Recent data that supports the long case
- Price action: SVV is trading at $7.90 today and has a 52-week range of $6.905 - $13.89.
- Profitability and cash flow: free cash flow is $58.94M and enterprise value is $1.745B, implying a modest FCF yield relative to peers and absolute value given the growth optionality.
- Valuation multiples: P/E is roughly 49x based on trailing EPS of $0.14, but EV/EBITDA is 8.31x - this divergence suggests depressed EPS now but healthy operating cash flow and EBITDA.
- Top-line momentum: management issued preliminary Q4 results on 01/16/2026 showing projected 8% sales growth and a 5% comparable-store sales increase, and they reaffirmed 2025 adjusted EPS guidance of $0.45 while planning 25 new store openings in 2026. That guidance implies continued operational improvement vs. recent quarters.
- Short interest: there remains material short interest (7.38M shares as of 04/30/2026) with days-to-cover around 8.16, which can amplify positive surprises.
Valuation framing - why this looks cheap
At a $1.21B market cap and $1.745B EV, SVV trades at EV/EBITDA 8.31x and price-to-sales 0.64x. Free cash flow of $58.94M against the market cap implies a FCF yield in the mid-single digits. The P/E near ~49x is high only because trailing EPS is low ($0.14), while guidance and adjusted EPS metrics are materially higher ($0.45 of adjusted EPS guidance for 2025). In short: earnings are depressed by one-off items and non-cash effects, but the business generates cash and EBITDA that are not reflected in the headline EPS number.
Relative to historical context, SVV’s 52-week high is $13.89. A recovery to mid-cycle multiples closer to EV/EBITDA 10x combined with modest revenue growth would drive the stock well above current levels. Analysts’ long-term price targets have been as high as low-to-mid $20s historically, but the current daily market pricing is anchored below the company’s recent operational evidence.
Catalysts (what could re-rate the stock)
- Confirming Q1 results showing positive comps and margin stability - that would prove the 01/16/2026 preliminary numbers are sustainable.
- Clear guidance or progress on the 25-store opening plan for 2026 - demonstrable unit economics from those new stores would re-rate expectations.
- Resolution or clarity around the securities investigations announced in late 2025 - removal of legal overhang could attract back risk-seeking investors.
- Any corporate actions that reduce net leverage (debt paydown or asset sales) or a buyback program - the company currently has debt-to-equity of 1.66, so leverage reduction would be positive.
- Elevated short covering following consistent positive news - short interest and days-to-cover create potential for sharp squeezes on good news.
Trade plan (actionable)
| Entry | Target | Stop Loss | Time Horizon |
|---|---|---|---|
| $7.90 | $13.00 | $6.90 | Long term (180 trading days) |
Rationale: enter at the current price of $7.90. The $13.00 target is a reachable first major technical and fundamental milestone (approaching prior 52-week high territory and reflecting a move to more normal EV/EBITDA multiples if EBITDA and comps improve).
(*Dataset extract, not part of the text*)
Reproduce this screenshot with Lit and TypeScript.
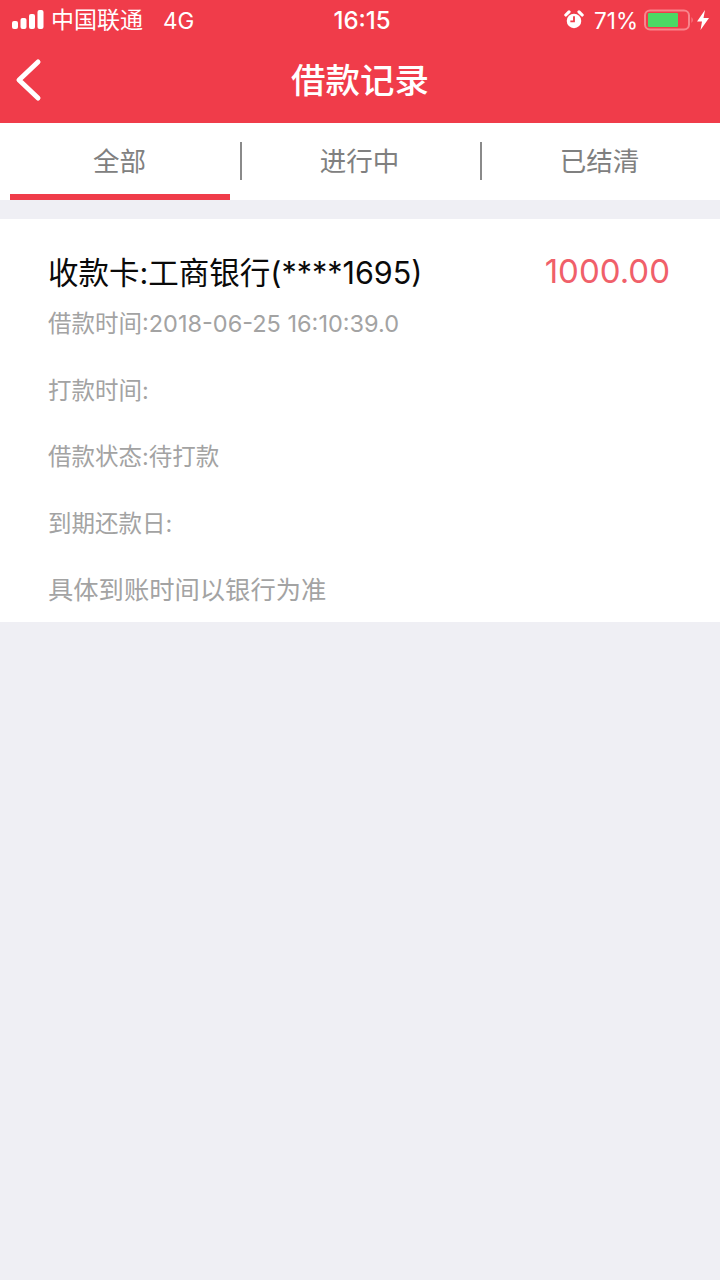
import { LitElement, html, css } from "lit";
import { customElement } from "lit/decorators.js";

@customElement("app-root")
export class AppRoot extends LitElement {
  static styles = css`
    :host {
      display: block;
      width: 720px;
      height: 1280px;
      background: #efeff4;
      font-family: "Inter", "Noto Sans CJK SC", sans-serif;
      overflow: hidden;
    }
    .head {
      background: #f03c4a;
      height: 123px;
      color: #fff;
      display: flex;
      flex-direction: column;
    }
    .status {
      height: 40px;
      display: flex;
      align-items: center;
      position: relative;
      font-size: 22px;
      color: #fff;
      padding: 0 11px 0 12px;
    }
    .signal { display: block; margin-right: 7px; }
    .carrier { font-size: 23px; line-height: 40px; }
    .net { margin-left: 20px; font-size: 22.500px; }
    .time {
      position: absolute;
      left: 0;
      right: 0;
      text-align: center;
      font-size: 24px;
      font-weight: 500;
      padding-left: 4px;
    }
    .right { margin-left: auto; display: flex; align-items: center; }
    .pct { margin: 0 6px 0 10px; font-size: 22.500px; }
    .nav {
      flex: 1;
      display: flex;
      align-items: center;
      position: relative;
      justify-content: center;
      font-size: 34.500px;
      font-weight: 500;
      padding-bottom: 8px;
    }
    .back { position: absolute; left: 15px; top: 18px; }
    .tabs {
      height: 77px;
      background: #fff;
      display: grid;
      grid-template-columns: repeat(3, 240px);
    }
    .tab {
      position: relative;
      display: flex;
      align-items: center;
      justify-content: center;
      font-size: 26.500px;
      color: #808080;
      padding: 0 1px 5px 0;
    }
    .tab.sep::after {
      content: "";
      position: absolute;
      right: -2px;
      top: 19px;
      width: 2px;
      height: 38px;
      background: #8a8a8a;
    }
    .tab.active::before {
      content: "";
      position: absolute;
      left: 10px;
      right: 10px;
      bottom: 0;
      height: 6px;
      background: #f03c4a;
    }
    .card {
      margin-top: 19px;
      background: #fff;
      height: 403px;
      padding: 0 50px 0 48px;
      box-sizing: border-box;
      display: flex;
      flex-direction: column;
    }
    .top {
      display: flex;
      justify-content: space-between;
      align-items: center;
      padding-top: 34px;
      height: 36px;
      margin-bottom: 21px;
    }
    .title { font-size: 30.500px; color: #0a0a0a; }
    .amount { font-size: 33px; color: #f0606a; }
    .line {
      font-size: 23.500px;
      color: #a3a3a3;
      height: 66.500px;
      line-height: 28px;
      flex: none;
    }
    .line.big { font-size: 25.300px; }
  `;

  render() {
    return html`
      <div class="head">
        <div class="status">
          <svg class="signal" width="32" height="20" viewBox="0 0 32 20" fill="#fff">
            <rect x="0" y="11" width="6" height="8" rx="2"/>
            <rect x="8.5" y="8" width="6" height="11" rx="2"/>
            <rect x="17" y="4" width="6" height="15" rx="2"/>
            <rect x="25.5" y="0" width="6" height="19" rx="2"/>
          </svg>
          <span class="carrier">中国联通</span>
          <span class="net">4G</span>
          <span class="time">16:15</span>
          <div class="right">
            <svg width="20" height="20" viewBox="0 0 22 22">
              <circle cx="11" cy="12" r="8" fill="#fff"/>
              <path d="M11 7v5.5H7" fill="none" stroke="#f03c4a" stroke-width="2"/>
              <path d="M2 5.500 L5.500 2 M20 5.500 L16.500 2" stroke="#fff" stroke-width="3.500" stroke-linecap="round"/>
            </svg>
            <span class="pct">71%</span>
            <svg width="50" height="22" viewBox="0 0 50 22">
              <rect x="1" y="1.500" width="44" height="19" rx="5" fill="none" stroke="#f8848c" stroke-width="2"/>
              <rect x="4" y="4" width="30" height="14" rx="1" fill="#4cd964"/>
              <path d="M47.500 8 q2.500 3 0 6z" fill="#f8848c"/>
            </svg>
            <svg style="margin-left:3px" width="12" height="20" viewBox="0 0 12 20" fill="#fff">
              <path d="M8 0 L0 11.500 H5 L3.500 20 L12 8 H6.500z"/>
            </svg>
          </div>
        </div>
        <div class="nav">
          <svg class="back" width="28" height="44" viewBox="0 0 28 44">
            <path d="M23 4 L4 22 L23 40" fill="none" stroke="#fff" stroke-width="5" stroke-linecap="round" stroke-linejoin="round"/>
          </svg>
          借款记录
        </div>
      </div>
      <div class="tabs">
        <div class="tab active sep">全部</div>
        <div class="tab sep">进行中</div>
        <div class="tab">已结清</div>
      </div>
      <div class="card">
        <div class="top">
          <span class="title">收款卡:工商银行(****1695)</span>
          <span class="amount">1000.00</span>
        </div>
        <div class="line">借款时间:2018-06-25 16:10:39.0</div>
        <div class="line">打款时间:</div>
        <div class="line">借款状态:待打款</div>
        <div class="line">到期还款日:</div>
        <div class="line big">具体到账时间以银行为准</div>
      </div>
    `;
  }
}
The stop at $6.90 sits just under the 52-week low and protects capital if the operational story deteriorates further or if legal/financial shocks materialize. The time horizon is long term (180 trading days) to give the business time to print improved results, allow management to execute new-store rollouts, and permit any legal overhang to clear or be substantially resolved.
Risk and counterarguments
There are real reasons the market has applied a heavy discount to SVV, and they deserve attention.
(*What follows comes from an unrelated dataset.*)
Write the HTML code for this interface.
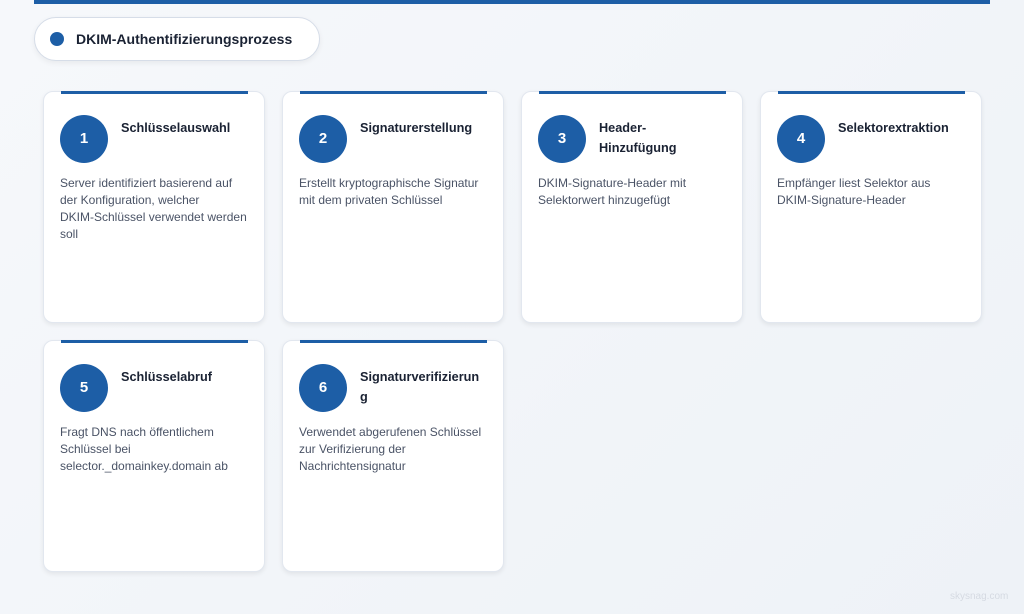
<!DOCTYPE html>
<html><head><meta charset="utf-8"><style>
*{margin:0;padding:0;box-sizing:border-box}
body{width:1024px;height:614px;overflow:hidden;background:linear-gradient(135deg,#f6f8fb,#eef2f7);font-family:"Liberation Sans","DejaVu Sans",sans-serif;position:relative}
.top{position:absolute;left:34px;top:0;width:956px;height:4px;background:#1d5ea6}
.pill{position:absolute;left:34px;top:17px;width:286px;height:44px;border-radius:22px;background:#fff;border:1px solid #d6dde8;box-shadow:0 2px 6px rgba(0,0,0,.06)}
.pill .dot{position:absolute;left:15px;top:14px;width:14px;height:14px;border-radius:50%;background:#1d5ea6}
.pill span{position:absolute;left:41px;top:13px;font-size:14px;font-weight:bold;color:#1a2233}
.card{position:absolute;width:222px;height:232px;background:#fff;border-radius:10px;border:1px solid #e2e7ef;box-shadow:0 2px 5px rgba(0,0,0,.07)}
.card .bar{position:absolute;left:17px;top:-1px;width:187px;height:3px;background:#1d5ea6}
.card .num{position:absolute;left:16px;top:23px;width:48px;height:48px;border-radius:50%;background:#1d5ea6;color:#fff;font-weight:bold;font-size:15px;text-align:center;line-height:48px}
.card h3{position:absolute;left:77px;top:26px;width:130px;font-size:12.7px;font-weight:bold;color:#1a2233;line-height:20px;white-space:nowrap}
.card p{position:absolute;left:16px;top:83px;width:200px;font-size:12px;color:#4a5366;line-height:17px;white-space:nowrap}
.wm{position:absolute;left:950px;top:591px;font-size:10px;color:#d5dae2}
</style></head><body>
<div class="top"></div>
<div class="pill"><div class="dot"></div><span>DKIM-Authentifizierungsprozess</span></div>
<div class="card" style="left:43px;top:91px"><div class="bar"></div><div class="num">1</div><h3>Schlüsselauswahl</h3><p>Server identifiziert basierend auf<br>der Konfiguration, welcher<br>DKIM-Schlüssel verwendet werden<br>soll</p></div>
<div class="card" style="left:282px;top:91px"><div class="bar"></div><div class="num">2</div><h3>Signaturerstellung</h3><p>Erstellt kryptographische Signatur<br>mit dem privaten Schlüssel</p></div>
<div class="card" style="left:521px;top:91px"><div class="bar"></div><div class="num">3</div><h3>Header-<br>Hinzufügung</h3><p>DKIM-Signature-Header mit<br>Selektorwert hinzugefügt</p></div>
<div class="card" style="left:760px;top:91px"><div class="bar"></div><div class="num">4</div><h3>Selektorextraktion</h3><p>Empfänger liest Selektor aus<br>DKIM-Signature-Header</p></div>
<div class="card" style="left:43px;top:340px"><div class="bar"></div><div class="num">5</div><h3>Schlüsselabruf</h3><p>Fragt DNS nach öffentlichem<br>Schlüssel bei<br>selector._domainkey.domain ab</p></div>
<div class="card" style="left:282px;top:340px"><div class="bar"></div><div class="num">6</div><h3>Signaturverifizierun<br>g</h3><p>Verwendet abgerufenen Schlüssel<br>zur Verifizierung der<br>Nachrichtensignatur</p></div>
<div class="wm">skysnag.com</div>
</body></html>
- Legal and investigation risk: There were securities law investigations reported in late 2025 (11/12/2025 and 11/24/2025). If these investigations produce adverse findings, the company could face restatements, fines, or prolonged uncertainty that would pressure the stock further.
- Balance sheet and liquidity: Current ratio is 0.79 and quick ratio 0.59 - working capital is tight. Debt-to-equity of 1.66 is elevated for a retail operator; a downturn in cash flow could create liquidity stress or force dilutive financing.
- Profitability volatility: Trailing EPS is low at $0.14, and the P/E is elevated because of that. If EBITDA weakens or pricing power deteriorates, EPS could remain depressed and multiples will stay low.
- Competitive and secular risks: Discount retailers and online resale platforms intensify competition. If Savers cannot maintain its procurement pipeline or foot traffic, margins will compress.
- Market sentiment and continued downgrades: Analysts have revised price targets down in the past, and lingering negative sentiment can keep a share price capped despite improving fundamentals.
Counterargument: The most compelling bear case is that the headline improvement in comps is transitory and that the legal inquiries point to deeper accounting or governance problems. If true, management’s guidance (adjusted EPS of $0.45 for 2025) could be overly optimistic and free cash flow would be at risk. In that scenario the current discount is warranted and the stock could trade lower.
What would change my mind
I would reduce conviction in this trade if one or more of the following happens: (1) the company issues restatements or materially revises prior-period results as a result of the investigations, (2) Q1 or subsequent quarters show renewed same-store sales declines or widening gross margin pressure, or (3) the company materially increases leverage or issues equity in a dilutive financing. Conversely, I would increase conviction if management reports repeated comp gains, demonstrates strong unit economics on new stores, or provides clear milestones on legal resolution.
Bottom line
Savers Value Village is not a no-risk stock, but at $7.90 it offers a calculated long opportunity: decent free cash flow, an EV/EBITDA of 8.3x, and improving comps plus an explicit store expansion plan deserve a higher multiple than the market is currently paying. Use the $7.90 entry, $6.90 stop, and $13.00 target with a long-term outlook (180 trading days) and size positions to reflect the legal and liquidity risks described above. This is a tactical value play: if the company executes, upside is substantial; if the investigation or fundamentals deteriorate, downside protection is built into the stop-loss level.
Trade idea author: watch execution and legal updates closely; good news on either front should catalyze a re-rating.